We define operation sequences for machines analogously to the operation sequences for jobs.

Definition: Machine operation sequence $\mathfrak{ops}(m)$
For each machine $m \in M_E$, the machine operation sequence $\mathfrak{ops}(m) = \langle \mathfrak{op}_1(m), \dots, \mathfrak{op}_{|\mathfrak{ops}(m)|}(m)\rangle$ is the sequence of operations corresponding to grouped events of the trace of $m$ ordered by ascending start times (if these exist), where each operation $\mathfrak{op}_{i}(m)$ may have any number of attributes. Attributes can for example be the following: the activity $\texttt{\#}_{\mbox{activity}}(\mathfrak{op}_i(m))$, the start time $\texttt{\#}_{\mbox{start}}(\mathfrak{op}_i(m))$, the completion time $\texttt{\#}_{\mbox{end}}(\mathfrak{op}_i(m))$, and the job $\texttt{\#}_{\mbox{job}}(\mathfrak{op}_i(m))$ of the operation.

In some cases one or several resources exist in the problem and we may need to consider the resource operation sequence, which is defined analogously to the job and machine operation sequences. For $r \in \mathcal{R}$ the resource operation sequence is denoted by $\mbox{ops}(r) = \langle \mbox{op}_1(r), \dots, \mbox{op}_{|\mbox{ops}(m)|}(m)\rangle$.

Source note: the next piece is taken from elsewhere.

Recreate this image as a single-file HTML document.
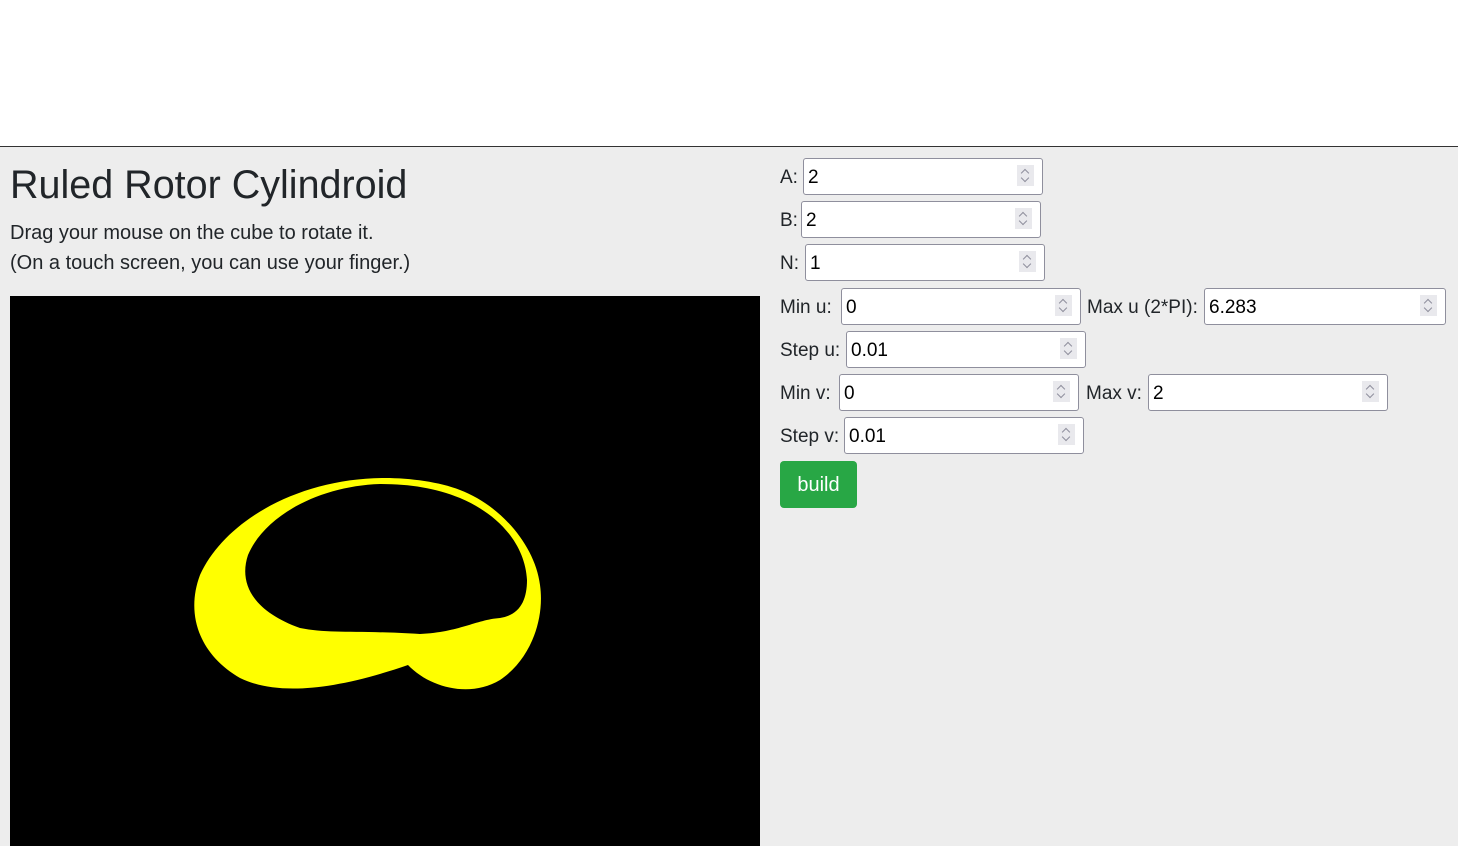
<!DOCTYPE html>
<html><head><meta charset="utf-8"><style>
*{margin:0;padding:0;box-sizing:border-box}
body{width:1458px;height:846px;overflow:hidden;background:#ededed;font-family:"Liberation Sans",sans-serif;color:#212529;position:relative}
.top{position:absolute;left:0;top:0;width:1458px;height:147px;background:#fff;border-bottom:1px solid #333}
.a{position:absolute;white-space:nowrap}
h1{position:absolute;left:10px;top:160px;font-size:39.5px;font-weight:400;line-height:50px}
.p{font-size:20px;line-height:22px}
.lbl{font-size:19px;line-height:22px}
.in{position:absolute;width:240px;height:37px;background:#fff;border:1px solid #8f8f9d;border-radius:3px;font-size:19px;line-height:38px;padding-left:4px;color:#000}
.sp{position:absolute;right:8px;top:6px;width:17px;height:21px;background:#e9e9ed}
.sp:before,.sp:after{content:"";position:absolute;left:5px;width:5px;height:5px;border:solid #8f8f9d;border-width:1.5px 0 0 1.5px;transform:rotate(45deg)}
.sp:before{top:5px}
.sp:after{top:10px;transform:rotate(225deg)}
.btn{position:absolute;left:780px;top:461px;width:77px;height:47px;background:#28a745;border-radius:4px;color:#fff;font-size:20px;line-height:49px;text-align:center}
</style></head><body>
<div class="top"></div>
<h1>Ruled Rotor Cylindroid</h1>
<div class="a p" style="left:10px;top:222px">Drag your mouse on the cube to rotate it.</div>
<div class="a p" style="left:10px;top:252px">(On a touch screen, you can use your finger.)</div>
<svg class="a" style="left:10px;top:296px" width="750" height="550" viewBox="10 296 750 550">
<rect x="10" y="296" width="750" height="550" fill="#000"/>
<path fill="#ff0" fill-rule="evenodd" d="M385 478 C300 478 225 520 200 575 C185 615 200 655 240 678 C275 695 330 692 408 665 C430 688 470 698 500 680 C530 660 545 620 540 585 C535 545 500 505 460 490 C440 482 410 478 385 478 Z
M380 484 C320 486 265 515 248 555 C238 585 255 612 300 628 C330 634 355 630 420 634 C460 632 475 620 500 618 C520 615 527 600 527 580 C525 545 500 515 460 498 C435 488 410 484 380 484 Z"/>
</svg>
<div class="a lbl" style="left:780px;top:167px">A:</div>
<div class="in" style="left:803px;top:158px">2<div class="sp"></div></div>
<div class="a lbl" style="left:780px;top:210px">B:</div>
<div class="in" style="left:801px;top:201px">2<div class="sp"></div></div>
<div class="a lbl" style="left:780px;top:253px">N:</div>
<div class="in" style="left:805px;top:244px">1<div class="sp"></div></div>
<div class="a lbl" style="left:780px;top:297px">Min u:</div>
<div class="in" style="left:841px;top:288px">0<div class="sp"></div></div>
<div class="a lbl" style="left:1087px;top:297px">Max u (2*PI):</div>
<div class="in" style="left:1204px;top:288px;width:242px">6.283<div class="sp"></div></div>
<div class="a lbl" style="left:780px;top:340px">Step u:</div>
<div class="in" style="left:846px;top:331px">0.01<div class="sp"></div></div>
<div class="a lbl" style="left:780px;top:383px">Min v:</div>
<div class="in" style="left:839px;top:374px">0<div class="sp"></div></div>
<div class="a lbl" style="left:1086px;top:383px">Max v:</div>
<div class="in" style="left:1148px;top:374px">2<div class="sp"></div></div>
<div class="a lbl" style="left:780px;top:426px">Step v:</div>
<div class="in" style="left:844px;top:417px">0.01<div class="sp"></div></div>
<div class="btn">build</div>
</body></html>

Note that, as for events and cases, we use the notation $\bot$ to denote that an operation does not have an attribute. Further, we may restrict these operation sequences to events of a certain type, such as processing events, where the transaction type is either start processing and end processing, also called filtering. We denote the processing subsequences of $ops(j)$ and $\mathfrak{ops}(m)$ by $ops^p(j)$ and $\mathfrak{ops}^p(m)$ respectively.